PROBLEM REQUIREMENTS: Write out, word for word, every line from the first one through the line that holds "ChevronDown, CirclePlus, Volleyball", and nothing else; skip the pictures.

*** DATA PROVIDED ***

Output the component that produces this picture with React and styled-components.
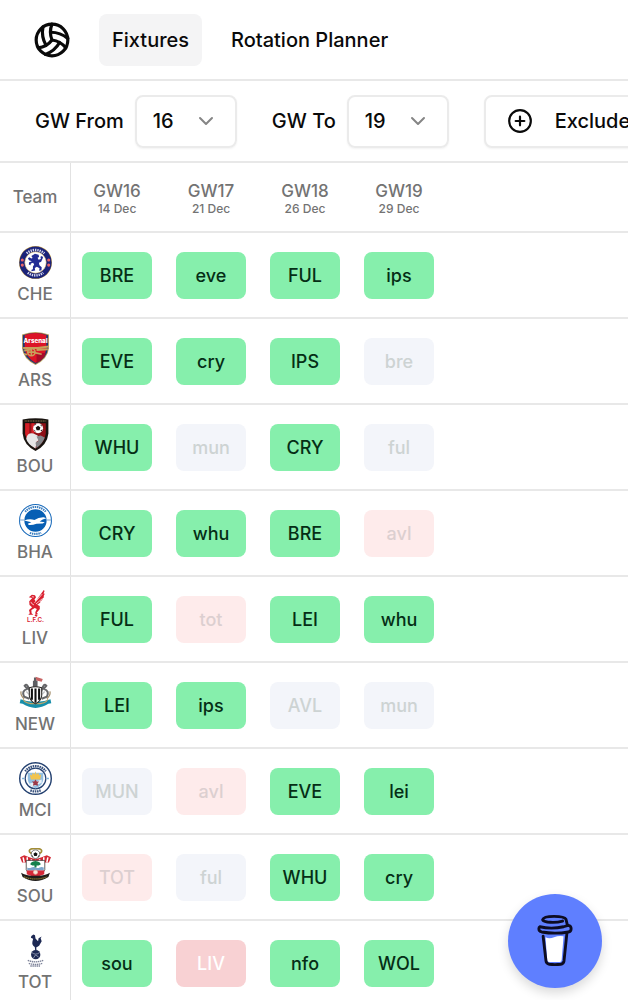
import styled, { createGlobalStyle } from "styled-components";
import { ChevronDown, CirclePlus, Volleyball } from "lucide-react";

const gameweeks = [
  { name: "GW16", date: "14 Dec" },
  { name: "GW17", date: "21 Dec" },
  { name: "GW18", date: "26 Dec" },
  { name: "GW19", date: "29 Dec" },
];

function ChelseaCrest() {
  return (
    <>
      <circle cx="16" cy="16" r="16" fill="#c9a24b" />
      <circle cx="16" cy="16" r="15.6" fill="#1b2379" />
      <circle cx="16" cy="16" r="10.4" fill="#fff" stroke="#c9a24b" strokeWidth="0.5" />
      <path
        d="M7.500 7.200a12.500 12.500 0 0 1 17 0M8.500 26a12.500 12.500 0 0 0 15 0"
        fill="none"
        stroke="#d7d9ee"
        strokeWidth="2.400"
        strokeDasharray="1.300 0.9"
      />
      <g fill="#e8656a">
        <circle cx="3.200" cy="13.500" r="1.500" />
        <circle cx="3.200" cy="18.500" r="1.500" />
        <circle cx="28.800" cy="13.500" r="1.500" />
        <circle cx="28.800" cy="18.500" r="1.500" />
      </g>
      <path
        d="M15.500 7.500l3.500 1 .5 2.200-1.500.6 1 2 2.200-.8-.4-2 1.500-.8 1 1.500-1.800 4-2.200 1 .5 2.500 2.200 1.800-.2 3-2.300.5.4-2.500-2.600-1.500-2 1.400.4 2.300-3.700.9.2-1.500 1.300-.6v-2.500l1.200-2-1-1.800-2.200.8-.4 1.700-1.600-.8.3-2.200 2.700-1-2.800-.8-1-2 1.300-1 2 1.300 1.200-.5-1.200-2z"
        fill="#222c94"
      />
    </>
  );
}

function ArsenalCrest() {
  return (
    <>
      <path d="M3 2.500Q16-2.500 29 2.500V16Q28 26 16 32 4 26 3 16z" fill="#b79755" />
      <path d="M3.800 3.200Q16-1.500 28.200 3.200V16Q27 25.500 16 31 5 25.500 3.800 16z" fill="#173a78" />
      <path d="M5.500 3Q16-1 26.500 3V16q-1 8.500-10.500 14Q6.500 24.500 5.500 16z" fill="#dc1426" />
      <path d="M17 21v9q8-4 9-10z" fill="#a80b28" />
      <text x="16" y="10.500" textAnchor="middle" fontSize="6" fontWeight="800" fill="#fff">
        Arsenal
      </text>
      <g fill="none" stroke="#c7a15b" strokeWidth="1.500">
        <path d="M4 15.500h14l11-1.500M17 17.500l11-.8M5 18l7-1" strokeWidth="2" />
        <circle cx="12" cy="19.500" r="3.600" />
        <path d="M12 16v7M8.500 19.500h7M15 20l7 1.500M5 21l3 1" />
      </g>
    </>
  );
}

function BournemouthCrest() {
  return (
    <>
      <path d="M3.500 1.500Q16-.8 28.500 1.500V15q-1 11-12.500 17Q4.500 26 3.500 15z" fill="#18130f" />
      <path d="M6 5h20v10q-1 9-10 14.500Q7 24 6 15z" fill="#8e1017" />
      <path d="M6 5h4v16q-4-3-4-6zM12 5h3v10h-3z" fill="#d32028" />
      <path d="M7 20q1-6 7-5l4 2 2 4-3 2-1 6.500Q8 25 7 20z" fill="#e6e6e7" />
      <path d="M17 18l4-1 4 2q-2 6-8 10l-1-5 3-2z" fill="#85878b" />
      <circle cx="18.500" cy="10" r="4.800" fill="#fff" />
      <path d="M18.500 7.500l2.300 1.700-.9 2.700h-2.800l-.9-2.700zM14.500 7.500l1-1.500 1.500.2zM20 6.200l2 .8.4 1.500zM22.800 11l-1 2-1-.8zM14.200 11.500l1.500.5.3 1.800z" fill="#17120f" />
      <path d="M5.500 2.900h21" stroke="#9d865b" strokeWidth="1" strokeDasharray="1 .6" />
    </>
  );
}

function BrightonCrest() {
  return (
    <>
      <circle cx="16" cy="16" r="15.500" fill="#fff" stroke="#1769ba" strokeWidth="1" />
      <circle cx="16" cy="16" r="10.800" fill="#075fb4" />
      <path
        d="M6 7.500a13.200 13.200 0 0 1 20 0M10.500 28q5.500 2 11 0"
        fill="none"
        stroke="#387dc0"
        strokeWidth="2"
        strokeDasharray="1.400 .7"
      />
      <path d="M.5 15.500h5M26.500 15.500h5" stroke="#78a4cf" />
      <path
        d="M5 16q5-2 10-.6 4-2.800 9-2.600l2.500 1-3.500 1.200-3 2 5 .8-2 1.200-6 .1q-4 1.500-7.500 1.200l-1-1.100 3.500-1.500z"
        fill="#fff"
      />
    </>
  );
}

function LiverpoolCrest() {
  return (
    <>
      <g fill="#d9202f">
        <path d="M9.500 7l3-2.500 3 .5 1 2-1.500 2.200 1.200 1.800L24 0l.8 1-1 2.500 1.200.2-1.200 2.400.6.6-2 2 .3.8-2.200 1.600.2.9-3 2.200 2.400 1.300.1 3-3 3.500 1.500 1.500H16l-.2-2 1.500-3-2-1-3.300 2 .2 3 1.700 1.500H9l1.500-1.500-.8-3 3-2.800-2.500-2.200-.3-3.500 3-3.200z" />
        <path d="M15 25l1.500-2 1.500 2-1 1z" />
      </g>
      <path
        d="M15 12.500L22.500 4M16.500 13.500l6-5M11.500 11.500q.3 2 3 3M12.500 6.500l2 .3"
        stroke="#fff"
        strokeWidth=".7"
        fill="none"
      />
      <text x="16" y="31.500" textAnchor="middle" fontSize="6" fontWeight="600" fill="#d9202f">
        L.F.C.
      </text>
    </>
  );
}

function NewcastleCrest() {
  return (
    <>
      <path d="M1.500 22.500Q16 28 30.500 22.500l.8 4-2.800.5Q16 35 3.500 27L.7 26.500z" fill="#178eaa" />
      <path d="M4 22.500q2 4.500 12 4.500t12-4.500" fill="none" stroke="#c6a666" strokeWidth="1" />
      <path d="M13.500 11V4.500h1v-3h2.500v3h1V11z" fill="#5d5e62" />
      <path d="M16 .8l7 2-1 2.800-5-1.200z" fill="#c76363" />
      <g fill="none" stroke="#66676a" strokeWidth="2">
        <path d="M10.500 15Q8 6 5.500 9.500l2.500 3q-6 2-3 7.500l5 2M21.500 15q2.500-9 5-5.500l-2.500 3q6 2 3 7.500l-5 2" />
        <path d="M7 15l3 3M25 15l-3 3" stroke="#c9cacc" strokeWidth="1.500" />
        <path d="M2 15q-1 4 3 7M30 15q1 4-3 7" stroke="#a28c68" strokeWidth="1.200" />
      </g>
      <path d="M10 11.500q6-2 12 0v8q-1 5-6 7.500-5-2.500-6-7.500z" fill="#fff" stroke="#2b2927" />
      <path d="M12.500 12v11M16 12v14M19.500 12v11" stroke="#111" strokeWidth="2" />
    </>
  );
}

function ManCityCrest() {
  return (
    <>
      <circle cx="16" cy="16" r="15.300" fill="#fff" stroke="#254271" strokeWidth="1.400" />
      <path
        d="M6 9a12.400 12.400 0 0 1 20 0M11 27.500q5 2 10 0"
        fill="none"
        stroke="#38517c"
        strokeWidth="2.200"
        strokeDasharray="1.500 .7"
      />
      <circle cx="16" cy="16" r="10" fill="#fff" stroke="#254271" strokeWidth="1.200" />
      <path d="M8.500 10.500h15V17q-.5 6-7.500 8.500Q9 23 8.500 17z" fill="#92bfe2" />
      <path d="M10 21l12-4v3l-9 4z" fill="#e8f1f8" />
      <path d="M10.500 12l2 1 .8-2.500 1.700 1.500 1-3 1 3 1.700-1.500.8 2.500 2-1-1 5h-9z" fill="#f2c44d" />
      <path d="M16 17l1.200 1.800 2.300.2-1.500 1.700.5 2.300-2.500-.8-2.500.8.500-2.300-1.500-1.700 2.300-.2z" fill="#9c3948" />
      <path d="M3 16h2M27 16h2" stroke="#7ab2dc" strokeWidth="1.500" />
    </>
  );
}

function SouthamptonCrest() {
  return (
    <>
      <ellipse cx="16" cy="3" rx="6" ry="2.600" fill="none" stroke="#a28d36" strokeWidth="1.600" />
      <circle cx="16" cy="6" r="4.200" fill="#fff" stroke="#222" strokeWidth=".6" />
      <path d="M16 4l2 1.500-.8 2.200h-2.400L14 5.500zM12 7l1.500.5.5 2zM20 7l-1.500.5-.5 2z" fill="#111" />
      <path d="M1 9l4-2 5 2 6 2 6-2 5-2 4 2-2 5H3z" fill="#d32732" />
      <path d="M4 9l1 5M8 9v4M24 9v4M28 9l-1 5M12 11v2M20 11v2" stroke="#fff" strokeWidth="1.500" />
      <path d="M7 12h18v9q-2 5-9 7-7-2-9-7z" fill="#fff" stroke="#292321" strokeWidth=".7" />
      <path d="M7.500 21.500h17v4l-8.500 3-8.500-3z" fill="#d52a39" />
      <path d="M8 19q2 1 4 0t4 0 4 0 4 0v2.500H8z" fill="#7ba5cb" />
      <path d="M11 16q0-3 5-3.500 5 .5 5 3.500l-2 1h-2v2h-2v-2h-2z" fill="#15804b" />
      <circle cx="16" cy="23.500" r="2" fill="#f8e8dc" stroke="#e8b8a8" strokeWidth=".7" />
      <path d="M2 24q4 3 14 3t14-3l-1.500 4Q16 36 3.500 28z" fill="#1f1d1b" />
      <path d="M5 28q11 4 22 0" fill="none" stroke="#8f7c33" strokeWidth="1.200" strokeDasharray="1.300 .7" />
    </>
  );
}

function SpursCrest() {
  return (
    <>
      <path d="M12 2l2-1.500 1.500.8.5 3 2.500 2.700L19 4l3-1.500L21 4l1 3-2.500 4.500-2.800 1.500.3 3h-1.300l-.4-3.500q-3-1.500-2.300-5l.7-3-2.200-.8z" fill="#1c2853" />
      <circle cx="16.200" cy="20" r="4.500" fill="#1c2853" />
      <path d="M12.500 18q3.500 3 7.500 0M14 23.300l2-3 3 2" fill="none" stroke="#aeb5ca" strokeWidth=".7" />
      <path
        d="M8.500 25.500q7.500 3 15 0M9.500 28.500q6.500 2 13 0M11 31h10"
        fill="none"
        stroke="#7c8298"
        strokeWidth="1.300"
        strokeDasharray="1.400 .6"
      />
    </>
  );
}

const teams = [
  { name: "CHE", Crest: ChelseaCrest, fixtures: ["BRE easy", "eve easy", "FUL easy", "ips easy"] },
  { name: "ARS", Crest: ArsenalCrest, fixtures: ["EVE easy", "cry easy", "IPS easy", "bre medium"] },
  { name: "BOU", Crest: BournemouthCrest, fixtures: ["WHU easy", "mun medium", "CRY easy", "ful medium"] },
  { name: "BHA", Crest: BrightonCrest, fixtures: ["CRY easy", "whu easy", "BRE easy", "avl hard"] },
  { name: "LIV", Crest: LiverpoolCrest, fixtures: ["FUL easy", "tot hard", "LEI easy", "whu easy"] },
  { name: "NEW", Crest: NewcastleCrest, fixtures: ["LEI easy", "ips easy", "AVL medium", "mun medium"] },
  { name: "MCI", Crest: ManCityCrest, fixtures: ["MUN medium", "avl hard", "EVE easy", "lei easy"] },
  { name: "SOU", Crest: SouthamptonCrest, fixtures: ["TOT hard", "ful medium", "WHU easy", "cry easy"] },
  { name: "TOT", Crest: SpursCrest, fixtures: ["sou easy", "LIV hardest", "nfo easy", "WOL easy"] },
];

const difficulty = {
  easy: { background: "#86efac", color: "#052e16" },
  medium: { background: "#f3f5fa", color: "#cdd3d3" },
  hard: { background: "#feebeb", color: "#dccfd0" },
  hardest: { background: "#f8d1d3", color: "#fff" },
};

function GameweekSelect({ id, label, value }) {
  return (
    <Field>
      <label htmlFor={id}>{label}</label>
      <SelectBox>
        <select id={id} defaultValue={value}>
          {[16, 17, 18, 19].map((gw) => (
            <option key={gw}>{gw}</option>
          ))}
        </select>
        <ChevronDown size={24} strokeWidth={2} />
      </SelectBox>
    </Field>
  );
}

function App() {
  return (
    <>
      <GlobalStyle />
      <Header>
        <Logo href="#" aria-label="Home">
          <Volleyball size={38} strokeWidth={2} />
        </Logo>
        <Nav>
          <NavLink href="#fixtures" $active>
            Fixtures
          </NavLink>
          <NavLink href="#rotation">Rotation Planner</NavLink>
        </Nav>
      </Header>
      <Toolbar>
        <GameweekSelect id="from" label="GW From" value="16" />
        <GameweekSelect id="to" label="GW To" value="19" />
        <ExcludeButton type="button">
          <CirclePlus size={26} strokeWidth={2} />
          Exclude
        </ExcludeButton>
      </Toolbar>
      <Table>
        <thead>
          <tr>
            <TeamHeading scope="col">Team</TeamHeading>
            {gameweeks.map((gw) => (
              <Gameweek key={gw.name} scope="col">
                <span>{gw.name}</span>
                <small>{gw.date}</small>
              </Gameweek>
            ))}
            <Filler />
          </tr>
        </thead>
        <tbody>
          {teams.map(({ name, Crest, fixtures }) => (
            <tr key={name}>
              <Team scope="row">
                <svg viewBox="0 0 32 32" width="33" height="33" aria-hidden="true">
                  <Crest />
                </svg>
                <span>{name}</span>
              </Team>
              {fixtures.map((fixture, i) => {
                const [opponent, level] = fixture.split(" ");
                return (
                  <Cell key={i}>
                    <Fixture $level={level}>{opponent}</Fixture>
                  </Cell>
                );
              })}
              <Filler />
            </tr>
          ))}
        </tbody>
      </Table>
      <CoffeeButton type="button" aria-label="Buy me a coffee">
        <svg viewBox="0 0 40 56" width="38" height="54" fill="none" aria-hidden="true">
          <path d="M10 24q4 2 9 0t10-1l-2 25q-.3 2-2 2H14q-2 0-2.200-2z" fill="#fff" />
          <g stroke="#0d0c22" strokeWidth="3" strokeLinecap="round" strokeLinejoin="round">
            <path d="M28 7q-7 2-16 1-5-1-5-2.500Q8 2 19 2q11 0 12.500 3l1.500 6" />
            <path d="M4 13q12 3 25 0l5-1.500q3 .5 3 3.500 0 3-3 3.500-14 2.500-28 0-3-.7-3-3.500 0-1.500 1-2z" />
            <path d="M7.500 23l3 26q.3 3 3.500 3.500 6 .8 12 0 3-.5 3.500-3.500l3-29" />
          </g>
        </svg>
      </CoffeeButton>
    </>
  );
}

const GlobalStyle = createGlobalStyle`
  * {
    box-sizing: border-box;
  }
  body {
    margin: 0;
    background: #fff;
    color: #0a0a0a;
    font-family: Inter, sans-serif;
    font-size: 20px;
    font-weight: 500;
    overflow-x: hidden;
  }
  button,
  select {
    font: inherit;
    color: inherit;
  }
`;

const Header = styled.header`
  display: flex;
  align-items: center;
  gap: 28px;
  height: 81px;
  padding: 0 33px;
  border-bottom: 2px solid #e8e8e8;
`;

const Logo = styled.a`
  display: flex;
  color: inherit;
`;

const Nav = styled.nav`
  display: flex;
  gap: 16px;
`;

const NavLink = styled.a`
  padding: 0 13px;
  border-radius: 8px;
  background: ${(props) => (props.$active ? "#f4f4f5" : "transparent")};
  color: inherit;
  line-height: 52px;
  text-decoration: none;
  white-space: nowrap;
`;

const Toolbar = styled.div`
  display: flex;
  align-items: center;
  gap: 35px;
  height: 82px;
  padding: 0 35px;
  border-bottom: 2px solid #e8e8e8;
  overflow: hidden;
`;

const Field = styled.div`
  display: flex;
  flex-shrink: 0;
  align-items: center;
  gap: 11px;
`;

const SelectBox = styled.div`
  display: grid;
  align-items: center;
  width: 102px;
  height: 53px;
  border: 2px solid #ebebeb;
  border-radius: 8px;
  box-shadow: 0 1px 2px rgba(0, 0, 0, 0.05);

  select,
  svg {
    grid-area: 1 / 1;
  }
  select {
    appearance: none;
    height: 100%;
    padding: 0 16px;
    border: none;
    background: transparent;
  }
  svg {
    justify-self: end;
    margin-right: 17px;
    color: #858585;
    pointer-events: none;
  }
`;

const ExcludeButton = styled.button`
  display: flex;
  flex-shrink: 0;
  align-items: center;
  gap: 22px;
  height: 53px;
  padding: 0 21px;
  border: 2px solid #ebebeb;
  border-radius: 8px;
  background: #fff;
  box-shadow: 0 1px 2px rgba(0, 0, 0, 0.05);
`;

const Table = styled.table`
  width: 100%;
  table-layout: fixed;
  border-collapse: separate;
  border-spacing: 0;
  color: #737373;
  font-size: 17px;
  line-height: 24px;

  th,
  td {
    padding: 0;
    border-bottom: 2px solid #e8e8e8;
    font-weight: 500;
    text-align: center;
  }
`;

const TeamHeading = styled.th`
  width: 71px;
  height: 70px;
  border-right: 1px solid #e2e2e2;
`;

const Gameweek = styled.th`
  width: 94px;

  span,
  small {
    display: block;
    margin-right: 2px;
  }
  small {
    font-size: 12px;
    line-height: 12px;
  }
`;

const Filler = styled.td`
  width: auto;
`;

const Team = styled.th`
  height: 86px;
  border-right: 1px solid #e2e2e2;

  svg {
    display: block;
    margin: 2px auto 3px;
  }
  span {
    display: block;
  }
`;

const Cell = styled.td`
  width: 94px;
`;

const Fixture = styled.div`
  width: 70px;
  margin-left: 11px;
  border-radius: 8px;
  background: ${(props) => difficulty[props.$level].background};
  color: ${(props) => difficulty[props.$level].color};
  font-size: 18px;
  line-height: 47px;
`;

const CoffeeButton = styled.button`
  position: fixed;
  right: 26px;
  bottom: 12px;
  display: grid;
  place-items: center;
  width: 94px;
  height: 94px;
  padding: 0;
  border: none;
  border-radius: 50%;
  background: #5f7fff;
  box-shadow: 0 5px 11px rgba(0, 0, 0, 0.15);
  cursor: pointer;
`;

export default App;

***

TASK RESULT:
Output the component that produces this picture with React and styled-components.
import styled, { createGlobalStyle } from "styled-components";
import { ChevronDown, CirclePlus, Volleyball } from "lucide-react";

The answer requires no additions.